>> BEGIN Source material

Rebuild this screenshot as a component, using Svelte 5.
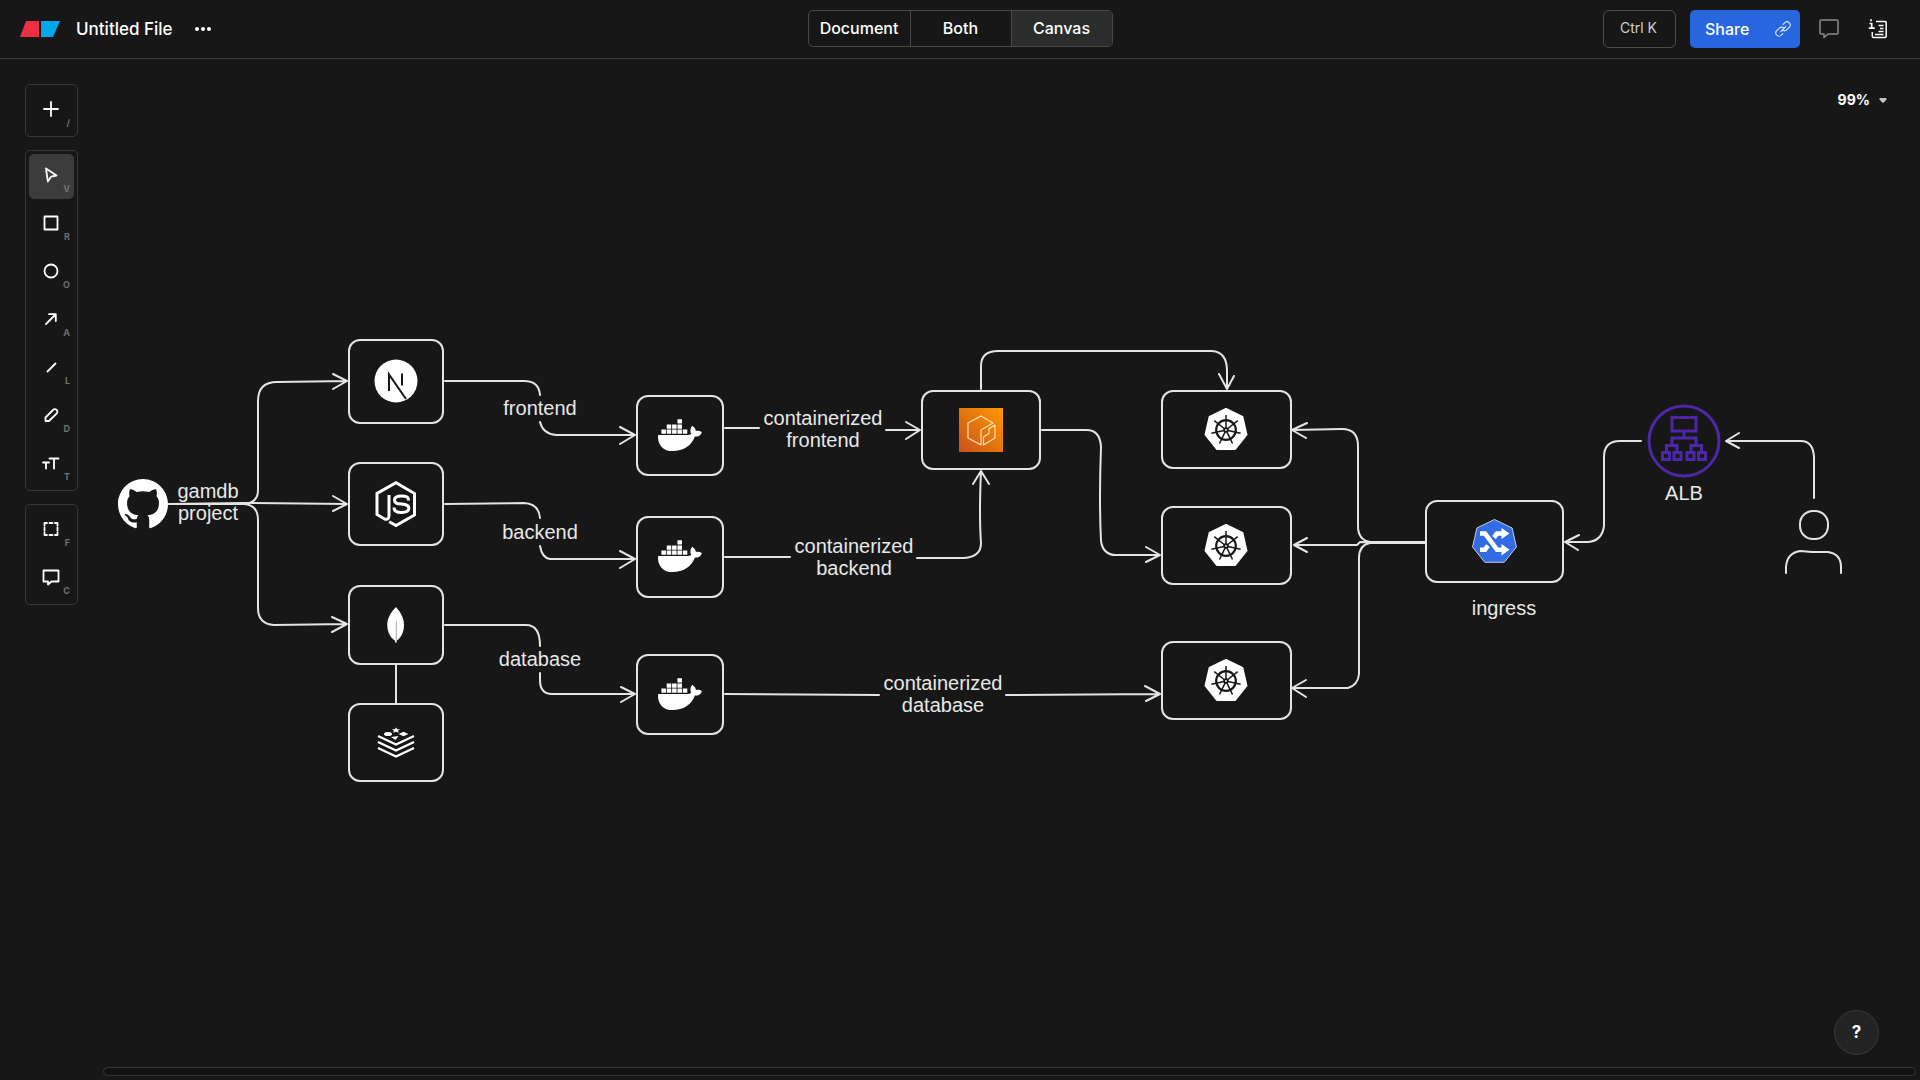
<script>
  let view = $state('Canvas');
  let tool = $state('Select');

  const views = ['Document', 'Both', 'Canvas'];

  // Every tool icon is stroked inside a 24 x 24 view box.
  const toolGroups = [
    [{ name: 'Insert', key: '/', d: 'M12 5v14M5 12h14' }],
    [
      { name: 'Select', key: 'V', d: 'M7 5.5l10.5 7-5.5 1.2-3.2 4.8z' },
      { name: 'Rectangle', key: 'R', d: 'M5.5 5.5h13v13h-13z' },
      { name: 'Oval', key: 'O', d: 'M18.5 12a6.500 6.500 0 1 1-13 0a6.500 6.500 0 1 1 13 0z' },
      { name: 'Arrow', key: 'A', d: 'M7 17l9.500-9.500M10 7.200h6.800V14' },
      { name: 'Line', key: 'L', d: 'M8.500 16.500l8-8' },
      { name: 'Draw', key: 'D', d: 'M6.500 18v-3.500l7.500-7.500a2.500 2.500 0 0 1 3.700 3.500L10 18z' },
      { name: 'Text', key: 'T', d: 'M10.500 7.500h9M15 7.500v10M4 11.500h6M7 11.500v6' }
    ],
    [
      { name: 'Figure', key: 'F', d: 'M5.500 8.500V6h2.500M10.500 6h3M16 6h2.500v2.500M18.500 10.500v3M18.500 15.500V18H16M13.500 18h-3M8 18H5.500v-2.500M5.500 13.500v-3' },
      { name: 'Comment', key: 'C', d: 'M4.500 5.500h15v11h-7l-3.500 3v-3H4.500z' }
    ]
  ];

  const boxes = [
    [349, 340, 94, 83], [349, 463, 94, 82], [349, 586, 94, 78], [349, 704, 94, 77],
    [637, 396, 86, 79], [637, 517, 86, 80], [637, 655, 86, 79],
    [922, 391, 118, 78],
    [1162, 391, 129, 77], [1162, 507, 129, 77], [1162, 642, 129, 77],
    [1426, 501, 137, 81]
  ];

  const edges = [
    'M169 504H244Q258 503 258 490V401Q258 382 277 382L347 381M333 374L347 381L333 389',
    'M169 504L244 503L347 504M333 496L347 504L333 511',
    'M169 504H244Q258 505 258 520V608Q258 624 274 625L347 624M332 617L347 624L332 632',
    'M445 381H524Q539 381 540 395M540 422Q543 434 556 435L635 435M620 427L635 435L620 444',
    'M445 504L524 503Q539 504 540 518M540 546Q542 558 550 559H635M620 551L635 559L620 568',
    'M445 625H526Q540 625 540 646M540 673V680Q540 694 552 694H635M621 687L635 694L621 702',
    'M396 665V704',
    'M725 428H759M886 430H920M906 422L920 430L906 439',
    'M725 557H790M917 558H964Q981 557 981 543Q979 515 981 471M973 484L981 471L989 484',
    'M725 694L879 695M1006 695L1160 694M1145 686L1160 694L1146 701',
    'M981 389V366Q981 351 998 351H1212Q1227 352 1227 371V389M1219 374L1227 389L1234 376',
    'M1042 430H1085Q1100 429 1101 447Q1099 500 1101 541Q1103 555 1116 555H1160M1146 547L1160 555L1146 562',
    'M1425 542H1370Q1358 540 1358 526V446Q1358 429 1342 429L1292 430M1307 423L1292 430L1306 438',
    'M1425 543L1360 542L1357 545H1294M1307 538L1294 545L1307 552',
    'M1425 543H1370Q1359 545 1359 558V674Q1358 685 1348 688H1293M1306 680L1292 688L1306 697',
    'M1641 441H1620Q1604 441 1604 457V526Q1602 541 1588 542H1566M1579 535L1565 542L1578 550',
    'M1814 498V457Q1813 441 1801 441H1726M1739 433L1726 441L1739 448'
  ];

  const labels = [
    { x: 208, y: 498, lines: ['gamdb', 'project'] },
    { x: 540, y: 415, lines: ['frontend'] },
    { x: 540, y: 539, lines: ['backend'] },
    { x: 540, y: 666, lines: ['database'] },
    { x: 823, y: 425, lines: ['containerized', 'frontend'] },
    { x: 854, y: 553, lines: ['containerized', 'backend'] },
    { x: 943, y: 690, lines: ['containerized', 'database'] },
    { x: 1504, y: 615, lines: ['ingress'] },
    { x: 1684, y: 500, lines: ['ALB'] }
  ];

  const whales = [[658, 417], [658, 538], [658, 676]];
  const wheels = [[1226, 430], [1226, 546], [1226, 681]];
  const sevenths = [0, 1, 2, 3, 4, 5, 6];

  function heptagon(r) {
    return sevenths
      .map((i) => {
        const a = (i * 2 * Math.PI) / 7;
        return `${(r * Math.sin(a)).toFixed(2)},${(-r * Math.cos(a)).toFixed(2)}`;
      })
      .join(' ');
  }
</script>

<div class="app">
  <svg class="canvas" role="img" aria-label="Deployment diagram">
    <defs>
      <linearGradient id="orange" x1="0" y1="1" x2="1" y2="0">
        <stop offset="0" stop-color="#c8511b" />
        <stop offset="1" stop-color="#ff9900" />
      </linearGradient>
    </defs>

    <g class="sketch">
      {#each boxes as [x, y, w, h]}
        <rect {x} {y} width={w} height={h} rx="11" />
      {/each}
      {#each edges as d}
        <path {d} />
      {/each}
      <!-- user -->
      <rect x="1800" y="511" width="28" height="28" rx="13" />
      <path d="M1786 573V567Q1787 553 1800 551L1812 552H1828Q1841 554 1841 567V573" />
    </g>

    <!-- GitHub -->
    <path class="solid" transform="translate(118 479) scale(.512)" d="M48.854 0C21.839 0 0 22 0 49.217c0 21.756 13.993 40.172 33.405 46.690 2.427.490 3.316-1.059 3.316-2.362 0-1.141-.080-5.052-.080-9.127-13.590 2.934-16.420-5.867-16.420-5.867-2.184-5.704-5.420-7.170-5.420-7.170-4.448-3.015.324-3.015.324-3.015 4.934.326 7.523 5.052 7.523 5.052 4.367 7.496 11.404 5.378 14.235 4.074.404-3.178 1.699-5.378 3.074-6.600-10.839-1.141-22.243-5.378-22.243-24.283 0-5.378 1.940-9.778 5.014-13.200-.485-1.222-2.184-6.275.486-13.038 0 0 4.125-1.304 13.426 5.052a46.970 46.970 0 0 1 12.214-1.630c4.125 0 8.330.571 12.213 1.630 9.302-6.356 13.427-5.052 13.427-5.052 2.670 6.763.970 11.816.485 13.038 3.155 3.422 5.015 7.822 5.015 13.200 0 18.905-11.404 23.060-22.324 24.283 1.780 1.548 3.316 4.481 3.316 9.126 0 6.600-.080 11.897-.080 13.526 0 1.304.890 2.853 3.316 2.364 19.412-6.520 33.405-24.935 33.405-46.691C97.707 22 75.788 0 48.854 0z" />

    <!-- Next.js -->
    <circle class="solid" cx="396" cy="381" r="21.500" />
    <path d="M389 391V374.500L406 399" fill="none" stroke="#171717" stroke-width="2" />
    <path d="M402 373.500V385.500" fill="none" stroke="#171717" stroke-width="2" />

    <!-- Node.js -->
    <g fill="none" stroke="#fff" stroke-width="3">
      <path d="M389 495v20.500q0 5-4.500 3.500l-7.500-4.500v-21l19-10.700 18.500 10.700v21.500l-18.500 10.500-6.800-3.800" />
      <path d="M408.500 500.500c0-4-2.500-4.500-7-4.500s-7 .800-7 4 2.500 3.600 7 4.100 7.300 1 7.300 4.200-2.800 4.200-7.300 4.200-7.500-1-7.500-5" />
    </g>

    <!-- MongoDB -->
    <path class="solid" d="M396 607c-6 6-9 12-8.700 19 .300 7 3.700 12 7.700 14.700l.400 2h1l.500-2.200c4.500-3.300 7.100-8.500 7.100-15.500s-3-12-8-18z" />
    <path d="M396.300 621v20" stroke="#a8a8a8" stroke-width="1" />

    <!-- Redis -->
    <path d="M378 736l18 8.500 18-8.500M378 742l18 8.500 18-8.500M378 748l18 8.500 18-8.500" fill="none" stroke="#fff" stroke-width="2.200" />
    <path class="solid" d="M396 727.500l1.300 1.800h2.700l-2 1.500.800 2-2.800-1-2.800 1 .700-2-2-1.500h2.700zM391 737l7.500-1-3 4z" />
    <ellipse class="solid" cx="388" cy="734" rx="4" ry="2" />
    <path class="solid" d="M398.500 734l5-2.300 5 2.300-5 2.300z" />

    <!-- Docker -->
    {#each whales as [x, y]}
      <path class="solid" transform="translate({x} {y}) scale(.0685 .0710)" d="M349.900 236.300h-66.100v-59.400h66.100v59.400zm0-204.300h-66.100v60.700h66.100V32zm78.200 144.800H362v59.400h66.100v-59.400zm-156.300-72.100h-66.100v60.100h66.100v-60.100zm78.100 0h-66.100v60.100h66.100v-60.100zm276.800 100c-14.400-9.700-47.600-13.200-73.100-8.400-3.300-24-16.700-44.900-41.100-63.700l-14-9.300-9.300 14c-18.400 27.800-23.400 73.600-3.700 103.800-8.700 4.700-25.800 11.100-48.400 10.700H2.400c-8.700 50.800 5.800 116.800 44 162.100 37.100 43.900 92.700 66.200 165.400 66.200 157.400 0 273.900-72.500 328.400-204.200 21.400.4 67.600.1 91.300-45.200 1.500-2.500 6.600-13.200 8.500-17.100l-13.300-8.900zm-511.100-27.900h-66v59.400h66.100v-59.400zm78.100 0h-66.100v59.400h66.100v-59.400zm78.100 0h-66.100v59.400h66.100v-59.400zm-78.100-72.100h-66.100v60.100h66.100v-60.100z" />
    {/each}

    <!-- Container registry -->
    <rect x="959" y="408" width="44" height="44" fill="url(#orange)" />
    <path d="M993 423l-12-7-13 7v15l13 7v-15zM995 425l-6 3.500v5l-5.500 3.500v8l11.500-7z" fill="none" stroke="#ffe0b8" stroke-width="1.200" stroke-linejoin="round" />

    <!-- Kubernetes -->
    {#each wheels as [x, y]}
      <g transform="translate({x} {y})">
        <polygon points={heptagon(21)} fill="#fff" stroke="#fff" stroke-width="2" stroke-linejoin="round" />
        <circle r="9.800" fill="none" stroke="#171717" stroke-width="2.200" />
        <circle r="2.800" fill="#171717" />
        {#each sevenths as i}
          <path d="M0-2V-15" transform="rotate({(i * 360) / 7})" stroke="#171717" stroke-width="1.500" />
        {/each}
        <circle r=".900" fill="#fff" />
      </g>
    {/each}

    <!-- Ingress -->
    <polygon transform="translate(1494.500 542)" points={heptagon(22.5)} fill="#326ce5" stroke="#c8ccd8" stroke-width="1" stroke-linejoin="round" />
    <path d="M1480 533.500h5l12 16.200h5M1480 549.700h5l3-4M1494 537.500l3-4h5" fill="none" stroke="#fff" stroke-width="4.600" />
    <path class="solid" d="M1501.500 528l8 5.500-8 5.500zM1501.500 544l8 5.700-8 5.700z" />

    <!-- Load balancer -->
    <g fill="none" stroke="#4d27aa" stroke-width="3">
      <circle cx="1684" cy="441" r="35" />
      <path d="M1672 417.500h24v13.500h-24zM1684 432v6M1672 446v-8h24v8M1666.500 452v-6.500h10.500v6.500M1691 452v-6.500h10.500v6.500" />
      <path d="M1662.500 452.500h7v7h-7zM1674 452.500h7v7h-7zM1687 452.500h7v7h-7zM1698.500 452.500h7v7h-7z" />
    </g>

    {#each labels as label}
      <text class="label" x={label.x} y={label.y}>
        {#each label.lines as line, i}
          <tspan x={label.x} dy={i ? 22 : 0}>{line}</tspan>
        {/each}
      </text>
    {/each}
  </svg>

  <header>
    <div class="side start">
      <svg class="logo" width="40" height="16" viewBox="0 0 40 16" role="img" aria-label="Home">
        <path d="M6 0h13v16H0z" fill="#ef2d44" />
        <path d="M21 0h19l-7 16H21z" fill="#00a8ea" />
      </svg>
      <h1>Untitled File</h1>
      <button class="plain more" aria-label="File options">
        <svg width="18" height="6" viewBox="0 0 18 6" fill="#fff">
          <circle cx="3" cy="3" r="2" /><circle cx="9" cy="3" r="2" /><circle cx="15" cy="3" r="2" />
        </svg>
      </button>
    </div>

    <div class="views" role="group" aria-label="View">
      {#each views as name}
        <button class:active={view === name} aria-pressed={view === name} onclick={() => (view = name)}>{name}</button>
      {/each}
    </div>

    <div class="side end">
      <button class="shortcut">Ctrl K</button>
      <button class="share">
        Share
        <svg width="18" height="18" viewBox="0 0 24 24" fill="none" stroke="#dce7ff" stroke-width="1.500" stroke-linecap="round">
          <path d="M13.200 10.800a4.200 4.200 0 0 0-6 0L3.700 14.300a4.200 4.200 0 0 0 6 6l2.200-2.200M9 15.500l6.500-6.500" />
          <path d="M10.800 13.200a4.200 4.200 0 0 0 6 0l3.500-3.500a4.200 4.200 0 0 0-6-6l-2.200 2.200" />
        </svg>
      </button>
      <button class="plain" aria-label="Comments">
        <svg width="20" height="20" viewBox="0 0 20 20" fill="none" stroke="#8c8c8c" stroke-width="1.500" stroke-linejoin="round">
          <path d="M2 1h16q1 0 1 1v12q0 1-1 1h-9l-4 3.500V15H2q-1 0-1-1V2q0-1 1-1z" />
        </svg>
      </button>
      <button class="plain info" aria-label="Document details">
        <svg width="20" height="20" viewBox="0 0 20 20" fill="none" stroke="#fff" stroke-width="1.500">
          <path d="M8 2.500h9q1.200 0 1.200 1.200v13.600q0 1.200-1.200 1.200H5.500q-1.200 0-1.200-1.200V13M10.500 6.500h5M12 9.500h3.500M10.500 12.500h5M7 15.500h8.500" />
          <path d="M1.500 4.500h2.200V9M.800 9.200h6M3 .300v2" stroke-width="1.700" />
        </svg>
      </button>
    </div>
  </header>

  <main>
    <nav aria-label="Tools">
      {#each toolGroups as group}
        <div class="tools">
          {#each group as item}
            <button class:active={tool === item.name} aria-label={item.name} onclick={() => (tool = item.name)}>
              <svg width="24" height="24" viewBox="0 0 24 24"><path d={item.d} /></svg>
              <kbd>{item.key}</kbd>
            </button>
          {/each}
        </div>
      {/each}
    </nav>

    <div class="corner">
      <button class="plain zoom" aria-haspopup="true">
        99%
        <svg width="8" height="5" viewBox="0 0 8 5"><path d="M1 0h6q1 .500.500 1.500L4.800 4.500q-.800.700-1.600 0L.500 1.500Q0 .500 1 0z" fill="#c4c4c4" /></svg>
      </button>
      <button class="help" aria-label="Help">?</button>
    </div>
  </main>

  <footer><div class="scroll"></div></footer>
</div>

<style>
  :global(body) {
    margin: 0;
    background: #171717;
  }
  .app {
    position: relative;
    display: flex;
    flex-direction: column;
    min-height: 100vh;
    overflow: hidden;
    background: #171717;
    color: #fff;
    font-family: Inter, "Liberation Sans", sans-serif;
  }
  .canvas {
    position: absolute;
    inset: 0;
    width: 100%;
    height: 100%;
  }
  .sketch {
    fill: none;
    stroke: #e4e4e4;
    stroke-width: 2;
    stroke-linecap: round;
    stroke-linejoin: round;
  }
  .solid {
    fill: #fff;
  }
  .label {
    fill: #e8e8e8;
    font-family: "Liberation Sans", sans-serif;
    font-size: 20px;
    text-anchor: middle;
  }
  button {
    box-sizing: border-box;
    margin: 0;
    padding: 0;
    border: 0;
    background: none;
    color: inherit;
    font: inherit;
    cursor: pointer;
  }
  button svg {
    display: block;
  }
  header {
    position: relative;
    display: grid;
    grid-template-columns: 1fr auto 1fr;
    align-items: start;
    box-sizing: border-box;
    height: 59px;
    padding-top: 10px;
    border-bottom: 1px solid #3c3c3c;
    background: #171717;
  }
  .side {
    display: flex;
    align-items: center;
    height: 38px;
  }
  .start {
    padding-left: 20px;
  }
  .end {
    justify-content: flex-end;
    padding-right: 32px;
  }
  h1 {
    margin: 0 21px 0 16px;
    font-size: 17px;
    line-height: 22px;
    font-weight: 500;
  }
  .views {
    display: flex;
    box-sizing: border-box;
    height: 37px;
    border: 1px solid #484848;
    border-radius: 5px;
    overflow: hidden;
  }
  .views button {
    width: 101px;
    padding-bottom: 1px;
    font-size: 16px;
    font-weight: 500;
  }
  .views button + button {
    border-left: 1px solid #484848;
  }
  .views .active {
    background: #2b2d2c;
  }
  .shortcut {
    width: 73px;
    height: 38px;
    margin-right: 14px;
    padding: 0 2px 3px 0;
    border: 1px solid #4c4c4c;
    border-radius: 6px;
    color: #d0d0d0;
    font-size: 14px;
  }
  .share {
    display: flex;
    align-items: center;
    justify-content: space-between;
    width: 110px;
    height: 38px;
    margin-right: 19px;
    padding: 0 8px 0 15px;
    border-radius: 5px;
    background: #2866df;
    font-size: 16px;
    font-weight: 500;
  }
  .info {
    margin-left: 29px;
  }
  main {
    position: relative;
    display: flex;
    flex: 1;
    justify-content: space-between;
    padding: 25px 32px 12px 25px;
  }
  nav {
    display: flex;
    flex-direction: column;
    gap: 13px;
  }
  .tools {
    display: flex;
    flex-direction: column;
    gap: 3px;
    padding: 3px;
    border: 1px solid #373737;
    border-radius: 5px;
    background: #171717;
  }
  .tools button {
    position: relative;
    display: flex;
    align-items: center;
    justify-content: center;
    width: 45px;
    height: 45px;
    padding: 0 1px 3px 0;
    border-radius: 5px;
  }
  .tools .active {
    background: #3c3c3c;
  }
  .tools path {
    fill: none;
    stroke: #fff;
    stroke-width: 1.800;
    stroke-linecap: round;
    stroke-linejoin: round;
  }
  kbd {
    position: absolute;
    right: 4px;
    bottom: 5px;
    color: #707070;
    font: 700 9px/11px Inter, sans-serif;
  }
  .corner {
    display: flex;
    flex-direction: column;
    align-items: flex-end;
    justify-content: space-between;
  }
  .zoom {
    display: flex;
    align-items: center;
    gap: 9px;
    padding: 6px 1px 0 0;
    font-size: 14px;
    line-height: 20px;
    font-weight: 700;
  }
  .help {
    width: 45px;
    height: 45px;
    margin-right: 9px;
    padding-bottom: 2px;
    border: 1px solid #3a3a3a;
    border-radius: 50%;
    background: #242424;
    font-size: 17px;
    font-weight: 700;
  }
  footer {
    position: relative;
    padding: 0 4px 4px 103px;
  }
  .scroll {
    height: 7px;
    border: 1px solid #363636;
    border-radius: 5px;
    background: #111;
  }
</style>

>> END Source material

Stated problem
Leave out the pictures. Transcribe only the lines above, from the first through the one that contains "const views = ['Document', 'Both', 'Canvas'];".

Result of this exercise
Rebuild this screenshot as a component, using Svelte 5.
<script>
  let view = $state('Canvas');
  let tool = $state('Select');

  const views = ['Document', 'Both', 'Canvas'];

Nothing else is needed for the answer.